Among the entries that follow, the required portion opens with the line containing "Clone this screenshot in Lit and TypeScript." and closes with the line containing "const ic = (body: unknown, cls". Give that portion again exactly, and nothing else.

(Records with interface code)
--- Begin ---

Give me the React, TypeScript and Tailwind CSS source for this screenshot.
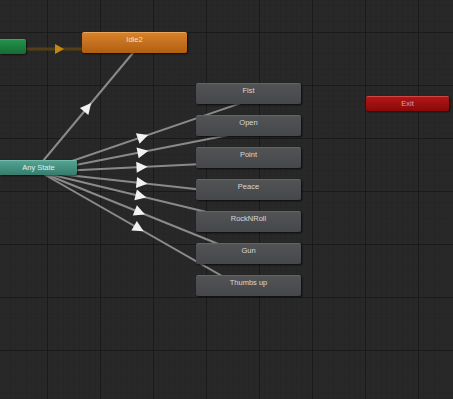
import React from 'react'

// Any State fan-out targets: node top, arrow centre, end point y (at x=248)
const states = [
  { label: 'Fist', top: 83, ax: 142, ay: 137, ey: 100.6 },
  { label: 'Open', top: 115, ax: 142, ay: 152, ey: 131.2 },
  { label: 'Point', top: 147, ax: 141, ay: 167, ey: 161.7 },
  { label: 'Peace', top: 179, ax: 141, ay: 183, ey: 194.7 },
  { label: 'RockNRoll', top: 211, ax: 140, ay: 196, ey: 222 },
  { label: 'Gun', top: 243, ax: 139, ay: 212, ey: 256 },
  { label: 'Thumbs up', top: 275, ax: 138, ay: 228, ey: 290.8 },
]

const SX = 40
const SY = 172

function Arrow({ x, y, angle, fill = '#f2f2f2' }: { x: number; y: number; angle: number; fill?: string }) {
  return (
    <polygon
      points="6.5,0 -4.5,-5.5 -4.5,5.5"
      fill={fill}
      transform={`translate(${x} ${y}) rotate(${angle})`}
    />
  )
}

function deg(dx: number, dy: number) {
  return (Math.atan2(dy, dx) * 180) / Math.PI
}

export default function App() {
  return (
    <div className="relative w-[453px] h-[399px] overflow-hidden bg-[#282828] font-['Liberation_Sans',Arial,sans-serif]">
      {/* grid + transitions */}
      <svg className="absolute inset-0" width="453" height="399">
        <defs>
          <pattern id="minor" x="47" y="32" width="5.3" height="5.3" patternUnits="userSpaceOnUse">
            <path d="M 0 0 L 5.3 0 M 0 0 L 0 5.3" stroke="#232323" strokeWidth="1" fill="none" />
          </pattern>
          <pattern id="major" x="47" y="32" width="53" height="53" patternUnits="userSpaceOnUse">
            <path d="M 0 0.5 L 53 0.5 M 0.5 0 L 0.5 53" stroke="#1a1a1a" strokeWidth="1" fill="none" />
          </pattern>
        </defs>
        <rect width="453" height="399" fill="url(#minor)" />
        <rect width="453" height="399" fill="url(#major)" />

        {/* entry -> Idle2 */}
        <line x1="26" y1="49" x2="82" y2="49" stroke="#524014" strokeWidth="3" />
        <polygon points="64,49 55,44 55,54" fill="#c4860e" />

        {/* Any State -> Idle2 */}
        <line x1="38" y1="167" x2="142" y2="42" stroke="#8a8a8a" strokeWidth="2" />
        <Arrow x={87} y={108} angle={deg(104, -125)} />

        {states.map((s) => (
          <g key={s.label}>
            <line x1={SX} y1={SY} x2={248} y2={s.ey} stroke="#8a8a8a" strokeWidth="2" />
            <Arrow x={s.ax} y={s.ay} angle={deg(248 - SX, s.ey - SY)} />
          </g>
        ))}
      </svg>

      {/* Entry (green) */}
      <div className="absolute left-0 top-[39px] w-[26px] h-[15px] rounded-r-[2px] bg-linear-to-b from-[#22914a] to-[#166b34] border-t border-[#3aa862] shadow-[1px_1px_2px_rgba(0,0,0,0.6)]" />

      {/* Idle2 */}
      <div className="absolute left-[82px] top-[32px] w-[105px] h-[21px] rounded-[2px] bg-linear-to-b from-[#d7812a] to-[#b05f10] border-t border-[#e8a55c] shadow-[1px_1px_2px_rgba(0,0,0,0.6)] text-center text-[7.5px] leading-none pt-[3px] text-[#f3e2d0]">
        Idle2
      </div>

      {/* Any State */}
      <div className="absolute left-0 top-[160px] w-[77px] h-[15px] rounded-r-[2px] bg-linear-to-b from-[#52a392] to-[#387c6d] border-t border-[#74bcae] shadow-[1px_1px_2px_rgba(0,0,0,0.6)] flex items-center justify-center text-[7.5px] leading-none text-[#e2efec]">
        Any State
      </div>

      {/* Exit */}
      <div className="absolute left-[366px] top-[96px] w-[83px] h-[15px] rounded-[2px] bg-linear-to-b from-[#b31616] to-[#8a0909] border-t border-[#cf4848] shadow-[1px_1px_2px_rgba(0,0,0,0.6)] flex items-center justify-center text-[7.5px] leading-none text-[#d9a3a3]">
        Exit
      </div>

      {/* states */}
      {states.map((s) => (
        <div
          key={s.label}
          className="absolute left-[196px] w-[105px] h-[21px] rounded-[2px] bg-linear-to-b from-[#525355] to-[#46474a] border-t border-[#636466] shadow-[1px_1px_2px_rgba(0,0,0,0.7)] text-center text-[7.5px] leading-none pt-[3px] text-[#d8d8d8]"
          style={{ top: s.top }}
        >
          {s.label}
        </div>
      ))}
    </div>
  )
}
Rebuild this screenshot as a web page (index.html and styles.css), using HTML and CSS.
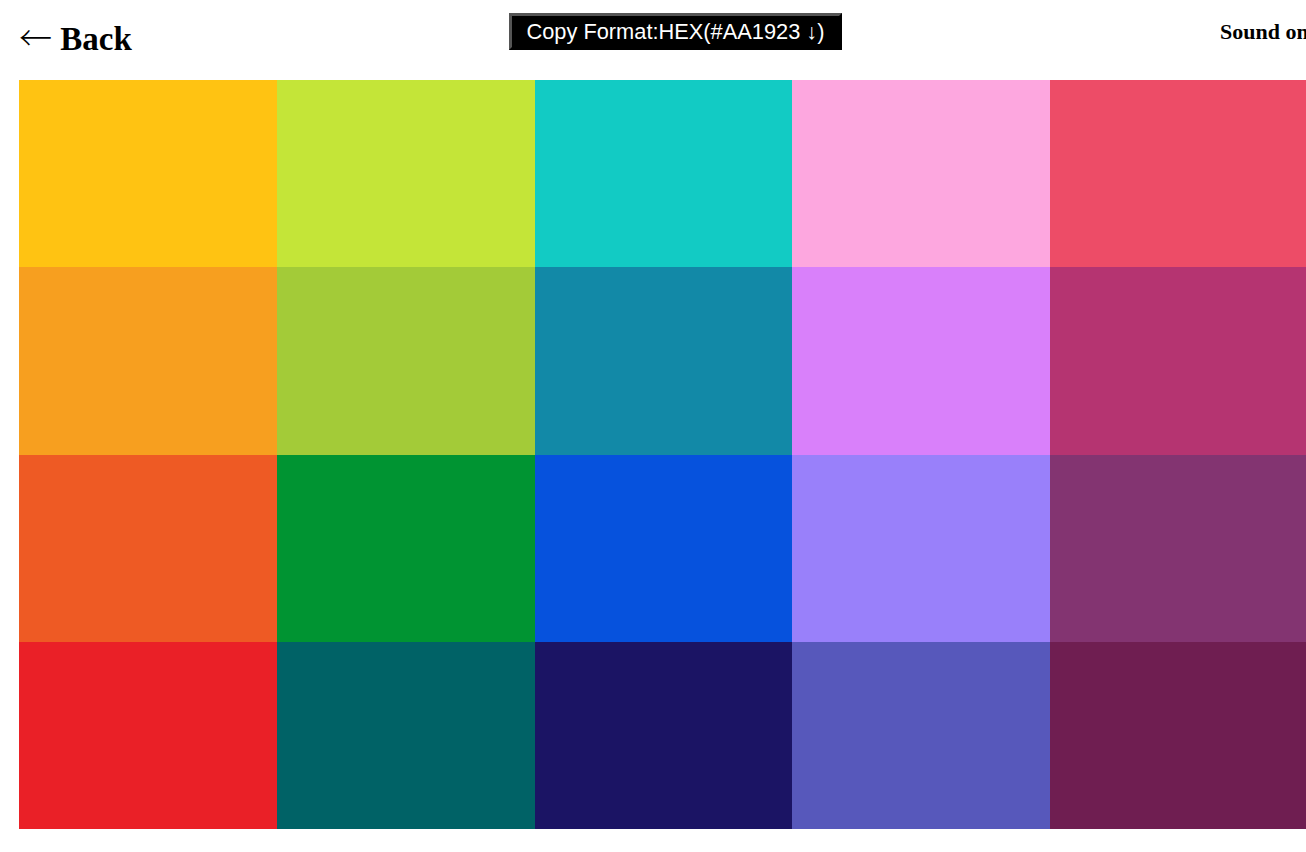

--- End ---
--- Begin ---

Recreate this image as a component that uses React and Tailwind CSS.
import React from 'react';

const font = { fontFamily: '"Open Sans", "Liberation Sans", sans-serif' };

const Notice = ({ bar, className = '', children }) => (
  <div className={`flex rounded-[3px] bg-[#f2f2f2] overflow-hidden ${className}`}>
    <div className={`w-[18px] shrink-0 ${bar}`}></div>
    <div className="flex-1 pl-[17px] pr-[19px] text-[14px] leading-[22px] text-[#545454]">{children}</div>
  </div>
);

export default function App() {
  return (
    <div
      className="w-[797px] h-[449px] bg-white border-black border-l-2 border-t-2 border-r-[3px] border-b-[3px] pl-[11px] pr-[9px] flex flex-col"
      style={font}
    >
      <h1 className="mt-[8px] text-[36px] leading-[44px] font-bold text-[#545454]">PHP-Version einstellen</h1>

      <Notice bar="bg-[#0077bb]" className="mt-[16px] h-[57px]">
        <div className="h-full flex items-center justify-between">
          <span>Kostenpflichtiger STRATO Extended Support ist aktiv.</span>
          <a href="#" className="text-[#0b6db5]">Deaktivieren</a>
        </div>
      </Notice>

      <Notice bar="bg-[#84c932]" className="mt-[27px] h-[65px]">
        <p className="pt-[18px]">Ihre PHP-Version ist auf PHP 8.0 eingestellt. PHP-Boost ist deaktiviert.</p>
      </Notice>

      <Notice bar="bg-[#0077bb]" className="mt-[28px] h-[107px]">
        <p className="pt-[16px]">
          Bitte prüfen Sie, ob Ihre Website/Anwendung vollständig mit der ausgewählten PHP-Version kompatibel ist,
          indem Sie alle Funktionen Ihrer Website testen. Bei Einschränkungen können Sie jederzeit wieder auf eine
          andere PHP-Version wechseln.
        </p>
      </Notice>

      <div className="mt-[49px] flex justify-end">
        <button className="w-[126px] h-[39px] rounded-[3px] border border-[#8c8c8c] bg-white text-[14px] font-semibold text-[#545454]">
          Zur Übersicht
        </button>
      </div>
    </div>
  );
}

--- End ---
--- Begin ---

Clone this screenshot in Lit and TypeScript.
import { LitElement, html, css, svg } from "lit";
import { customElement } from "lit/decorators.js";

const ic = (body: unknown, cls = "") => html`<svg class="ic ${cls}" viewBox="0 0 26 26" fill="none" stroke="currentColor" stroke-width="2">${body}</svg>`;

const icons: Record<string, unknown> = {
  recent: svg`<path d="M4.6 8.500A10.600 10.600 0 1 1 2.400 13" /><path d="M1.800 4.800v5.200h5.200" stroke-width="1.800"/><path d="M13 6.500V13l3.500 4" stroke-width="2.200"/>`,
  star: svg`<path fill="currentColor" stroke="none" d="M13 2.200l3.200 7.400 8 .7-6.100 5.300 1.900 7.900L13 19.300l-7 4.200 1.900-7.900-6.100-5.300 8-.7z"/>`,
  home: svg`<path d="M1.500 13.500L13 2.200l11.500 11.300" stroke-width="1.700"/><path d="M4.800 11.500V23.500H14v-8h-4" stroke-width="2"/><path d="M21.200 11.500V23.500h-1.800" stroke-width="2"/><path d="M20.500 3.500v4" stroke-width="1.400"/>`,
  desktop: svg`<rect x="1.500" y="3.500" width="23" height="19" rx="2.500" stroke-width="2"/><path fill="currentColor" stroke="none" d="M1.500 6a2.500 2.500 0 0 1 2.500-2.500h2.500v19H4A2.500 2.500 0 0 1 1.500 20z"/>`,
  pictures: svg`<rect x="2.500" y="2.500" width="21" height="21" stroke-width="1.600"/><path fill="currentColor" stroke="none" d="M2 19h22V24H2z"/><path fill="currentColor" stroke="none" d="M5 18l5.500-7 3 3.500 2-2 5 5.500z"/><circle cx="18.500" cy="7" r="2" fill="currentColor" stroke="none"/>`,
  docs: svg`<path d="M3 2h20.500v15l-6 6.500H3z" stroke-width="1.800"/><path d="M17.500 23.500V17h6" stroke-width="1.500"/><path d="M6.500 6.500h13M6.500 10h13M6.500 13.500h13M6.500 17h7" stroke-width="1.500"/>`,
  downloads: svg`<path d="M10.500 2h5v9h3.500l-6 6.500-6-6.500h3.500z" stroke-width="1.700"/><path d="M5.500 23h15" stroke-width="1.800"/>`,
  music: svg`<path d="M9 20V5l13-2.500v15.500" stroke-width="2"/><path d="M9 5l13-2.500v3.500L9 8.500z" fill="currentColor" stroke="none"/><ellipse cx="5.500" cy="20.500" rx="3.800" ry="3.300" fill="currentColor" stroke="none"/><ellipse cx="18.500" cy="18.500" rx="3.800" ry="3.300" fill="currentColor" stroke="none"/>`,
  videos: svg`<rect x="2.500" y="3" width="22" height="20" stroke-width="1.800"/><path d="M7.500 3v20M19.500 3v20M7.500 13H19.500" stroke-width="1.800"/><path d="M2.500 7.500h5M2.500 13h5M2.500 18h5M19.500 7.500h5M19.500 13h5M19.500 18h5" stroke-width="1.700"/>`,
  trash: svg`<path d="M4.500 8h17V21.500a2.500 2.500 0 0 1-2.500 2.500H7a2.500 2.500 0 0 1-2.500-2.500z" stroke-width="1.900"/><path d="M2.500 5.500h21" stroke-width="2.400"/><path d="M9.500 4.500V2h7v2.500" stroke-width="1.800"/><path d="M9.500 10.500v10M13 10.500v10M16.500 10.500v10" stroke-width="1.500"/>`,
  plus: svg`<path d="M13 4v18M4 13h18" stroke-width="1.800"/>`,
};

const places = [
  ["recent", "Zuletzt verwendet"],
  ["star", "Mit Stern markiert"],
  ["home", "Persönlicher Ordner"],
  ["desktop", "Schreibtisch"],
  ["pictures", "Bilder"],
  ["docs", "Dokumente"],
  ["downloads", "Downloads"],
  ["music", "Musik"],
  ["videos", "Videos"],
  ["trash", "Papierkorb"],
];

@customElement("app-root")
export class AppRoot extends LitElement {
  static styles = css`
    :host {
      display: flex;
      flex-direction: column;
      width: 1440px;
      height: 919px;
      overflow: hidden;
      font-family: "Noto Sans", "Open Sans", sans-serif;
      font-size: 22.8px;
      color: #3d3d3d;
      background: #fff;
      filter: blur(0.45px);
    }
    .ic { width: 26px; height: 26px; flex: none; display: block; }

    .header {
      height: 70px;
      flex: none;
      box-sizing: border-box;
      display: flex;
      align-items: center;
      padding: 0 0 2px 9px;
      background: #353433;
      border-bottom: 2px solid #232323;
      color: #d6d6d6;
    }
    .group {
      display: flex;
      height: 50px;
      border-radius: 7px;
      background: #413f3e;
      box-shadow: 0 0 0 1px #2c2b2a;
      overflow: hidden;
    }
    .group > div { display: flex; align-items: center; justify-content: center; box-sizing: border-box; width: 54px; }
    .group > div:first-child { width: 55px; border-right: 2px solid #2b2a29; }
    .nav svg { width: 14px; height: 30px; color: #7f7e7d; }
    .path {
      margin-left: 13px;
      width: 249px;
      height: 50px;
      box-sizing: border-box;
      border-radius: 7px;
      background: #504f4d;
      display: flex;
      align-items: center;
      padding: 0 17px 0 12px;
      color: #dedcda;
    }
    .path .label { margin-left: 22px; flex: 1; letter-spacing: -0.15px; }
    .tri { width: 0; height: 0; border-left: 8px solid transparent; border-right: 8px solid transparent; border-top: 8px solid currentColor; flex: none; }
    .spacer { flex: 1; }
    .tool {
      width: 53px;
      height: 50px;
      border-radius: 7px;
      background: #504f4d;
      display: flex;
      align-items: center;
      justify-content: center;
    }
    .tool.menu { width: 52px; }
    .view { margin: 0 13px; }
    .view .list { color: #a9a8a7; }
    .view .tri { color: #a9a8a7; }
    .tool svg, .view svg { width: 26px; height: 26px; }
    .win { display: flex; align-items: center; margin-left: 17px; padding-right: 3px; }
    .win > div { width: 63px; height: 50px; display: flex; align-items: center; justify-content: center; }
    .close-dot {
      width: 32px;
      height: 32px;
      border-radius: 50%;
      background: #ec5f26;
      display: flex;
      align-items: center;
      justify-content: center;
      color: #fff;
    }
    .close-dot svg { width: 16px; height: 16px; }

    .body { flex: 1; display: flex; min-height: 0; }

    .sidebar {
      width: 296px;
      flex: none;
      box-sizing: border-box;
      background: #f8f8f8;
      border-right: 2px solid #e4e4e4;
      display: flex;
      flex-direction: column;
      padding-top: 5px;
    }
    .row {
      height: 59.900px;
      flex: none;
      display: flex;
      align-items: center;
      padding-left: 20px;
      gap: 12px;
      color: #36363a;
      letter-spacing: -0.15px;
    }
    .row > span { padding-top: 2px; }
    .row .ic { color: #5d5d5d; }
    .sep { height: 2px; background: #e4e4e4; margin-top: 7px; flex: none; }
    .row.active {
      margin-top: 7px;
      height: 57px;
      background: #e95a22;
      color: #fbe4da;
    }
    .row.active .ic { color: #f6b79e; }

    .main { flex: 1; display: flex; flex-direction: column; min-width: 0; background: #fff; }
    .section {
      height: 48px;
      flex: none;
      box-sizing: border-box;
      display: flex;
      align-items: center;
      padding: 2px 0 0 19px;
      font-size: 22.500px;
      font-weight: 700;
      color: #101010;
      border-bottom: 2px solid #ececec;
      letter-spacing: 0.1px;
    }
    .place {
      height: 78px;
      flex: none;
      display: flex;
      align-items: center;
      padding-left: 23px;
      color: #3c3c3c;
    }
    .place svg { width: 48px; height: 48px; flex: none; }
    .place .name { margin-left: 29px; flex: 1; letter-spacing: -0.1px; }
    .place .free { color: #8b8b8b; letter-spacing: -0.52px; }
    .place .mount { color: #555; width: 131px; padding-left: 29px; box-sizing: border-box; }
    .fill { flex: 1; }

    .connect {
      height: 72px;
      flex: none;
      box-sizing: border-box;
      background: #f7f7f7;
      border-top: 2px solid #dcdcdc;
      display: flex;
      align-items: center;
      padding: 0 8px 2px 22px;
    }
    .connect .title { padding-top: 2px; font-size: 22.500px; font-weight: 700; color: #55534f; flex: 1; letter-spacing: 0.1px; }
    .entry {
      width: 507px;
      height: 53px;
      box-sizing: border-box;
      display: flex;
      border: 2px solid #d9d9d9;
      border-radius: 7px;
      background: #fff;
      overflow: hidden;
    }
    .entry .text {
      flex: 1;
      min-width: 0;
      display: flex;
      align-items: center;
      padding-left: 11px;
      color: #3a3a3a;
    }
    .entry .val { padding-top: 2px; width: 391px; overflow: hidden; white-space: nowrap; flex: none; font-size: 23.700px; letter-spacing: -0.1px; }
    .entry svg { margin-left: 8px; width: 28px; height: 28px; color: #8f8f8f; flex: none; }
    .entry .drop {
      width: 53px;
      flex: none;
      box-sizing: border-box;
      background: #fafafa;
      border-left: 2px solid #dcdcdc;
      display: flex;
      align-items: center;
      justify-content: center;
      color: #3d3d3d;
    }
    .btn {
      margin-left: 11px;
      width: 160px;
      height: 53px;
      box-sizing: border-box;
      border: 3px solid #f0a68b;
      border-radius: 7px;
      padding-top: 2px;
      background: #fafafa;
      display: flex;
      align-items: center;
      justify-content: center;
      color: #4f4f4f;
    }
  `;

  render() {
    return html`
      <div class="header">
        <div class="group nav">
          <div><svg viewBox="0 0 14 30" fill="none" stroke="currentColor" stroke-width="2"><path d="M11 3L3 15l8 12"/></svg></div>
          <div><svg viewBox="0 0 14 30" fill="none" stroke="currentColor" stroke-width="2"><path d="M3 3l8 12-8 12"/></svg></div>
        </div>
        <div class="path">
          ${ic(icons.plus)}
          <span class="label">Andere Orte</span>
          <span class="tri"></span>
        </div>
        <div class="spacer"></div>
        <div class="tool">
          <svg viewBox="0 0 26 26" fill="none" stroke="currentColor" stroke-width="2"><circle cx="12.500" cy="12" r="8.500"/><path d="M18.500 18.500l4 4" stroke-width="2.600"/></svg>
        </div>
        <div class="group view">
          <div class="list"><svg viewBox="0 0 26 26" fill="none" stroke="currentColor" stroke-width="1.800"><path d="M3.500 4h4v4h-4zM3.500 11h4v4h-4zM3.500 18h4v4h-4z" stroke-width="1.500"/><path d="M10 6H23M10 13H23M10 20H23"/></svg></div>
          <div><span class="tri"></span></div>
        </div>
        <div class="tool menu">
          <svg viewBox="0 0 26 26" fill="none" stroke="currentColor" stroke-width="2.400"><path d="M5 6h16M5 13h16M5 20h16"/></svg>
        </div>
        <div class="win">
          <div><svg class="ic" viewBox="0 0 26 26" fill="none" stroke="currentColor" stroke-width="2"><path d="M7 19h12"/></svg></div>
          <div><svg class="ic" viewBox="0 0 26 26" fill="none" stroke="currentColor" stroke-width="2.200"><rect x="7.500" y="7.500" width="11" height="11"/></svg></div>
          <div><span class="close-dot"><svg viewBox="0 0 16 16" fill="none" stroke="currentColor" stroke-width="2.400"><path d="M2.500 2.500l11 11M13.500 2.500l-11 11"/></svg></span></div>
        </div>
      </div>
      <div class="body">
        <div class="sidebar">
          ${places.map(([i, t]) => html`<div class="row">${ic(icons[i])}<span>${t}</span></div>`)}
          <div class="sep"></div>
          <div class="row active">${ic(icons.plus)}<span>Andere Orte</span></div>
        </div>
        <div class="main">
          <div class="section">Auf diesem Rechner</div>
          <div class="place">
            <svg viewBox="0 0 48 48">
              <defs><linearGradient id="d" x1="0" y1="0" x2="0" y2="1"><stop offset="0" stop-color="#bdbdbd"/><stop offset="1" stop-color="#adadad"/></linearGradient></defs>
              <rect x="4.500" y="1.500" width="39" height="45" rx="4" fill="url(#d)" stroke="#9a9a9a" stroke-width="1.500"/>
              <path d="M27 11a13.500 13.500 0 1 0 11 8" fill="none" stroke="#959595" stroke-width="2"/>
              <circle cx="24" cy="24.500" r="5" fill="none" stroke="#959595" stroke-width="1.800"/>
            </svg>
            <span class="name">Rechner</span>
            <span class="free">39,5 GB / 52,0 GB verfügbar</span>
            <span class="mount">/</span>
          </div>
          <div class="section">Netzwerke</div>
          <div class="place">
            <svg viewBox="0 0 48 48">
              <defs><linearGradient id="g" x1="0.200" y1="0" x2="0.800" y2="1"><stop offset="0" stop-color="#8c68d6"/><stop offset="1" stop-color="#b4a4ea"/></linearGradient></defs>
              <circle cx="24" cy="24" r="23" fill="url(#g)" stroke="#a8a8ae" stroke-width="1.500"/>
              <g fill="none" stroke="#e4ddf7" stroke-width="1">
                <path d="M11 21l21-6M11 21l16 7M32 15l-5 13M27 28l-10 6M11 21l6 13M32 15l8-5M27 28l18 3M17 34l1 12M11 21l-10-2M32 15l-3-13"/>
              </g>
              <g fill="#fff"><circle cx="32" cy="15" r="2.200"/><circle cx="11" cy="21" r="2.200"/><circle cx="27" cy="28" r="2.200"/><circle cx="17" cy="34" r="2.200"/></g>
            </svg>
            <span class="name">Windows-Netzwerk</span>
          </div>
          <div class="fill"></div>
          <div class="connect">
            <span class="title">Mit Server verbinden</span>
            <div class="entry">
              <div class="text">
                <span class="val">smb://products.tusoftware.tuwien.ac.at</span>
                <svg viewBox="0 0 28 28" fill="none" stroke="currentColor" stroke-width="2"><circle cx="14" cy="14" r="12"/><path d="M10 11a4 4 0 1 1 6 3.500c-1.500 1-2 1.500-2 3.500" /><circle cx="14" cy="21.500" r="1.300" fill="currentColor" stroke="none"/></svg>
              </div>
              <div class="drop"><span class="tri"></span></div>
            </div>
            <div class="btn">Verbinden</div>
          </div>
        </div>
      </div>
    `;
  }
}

--- End ---

ANSWER BELOW:
Clone this screenshot in Lit and TypeScript.
import { LitElement, html, css, svg } from "lit";
import { customElement } from "lit/decorators.js";

const ic = (body: unknown, cls = "") => html`<svg class="ic ${cls}" viewBox="0 0 26 26" fill="none" stroke="currentColor" stroke-width="2">${body}</svg>`;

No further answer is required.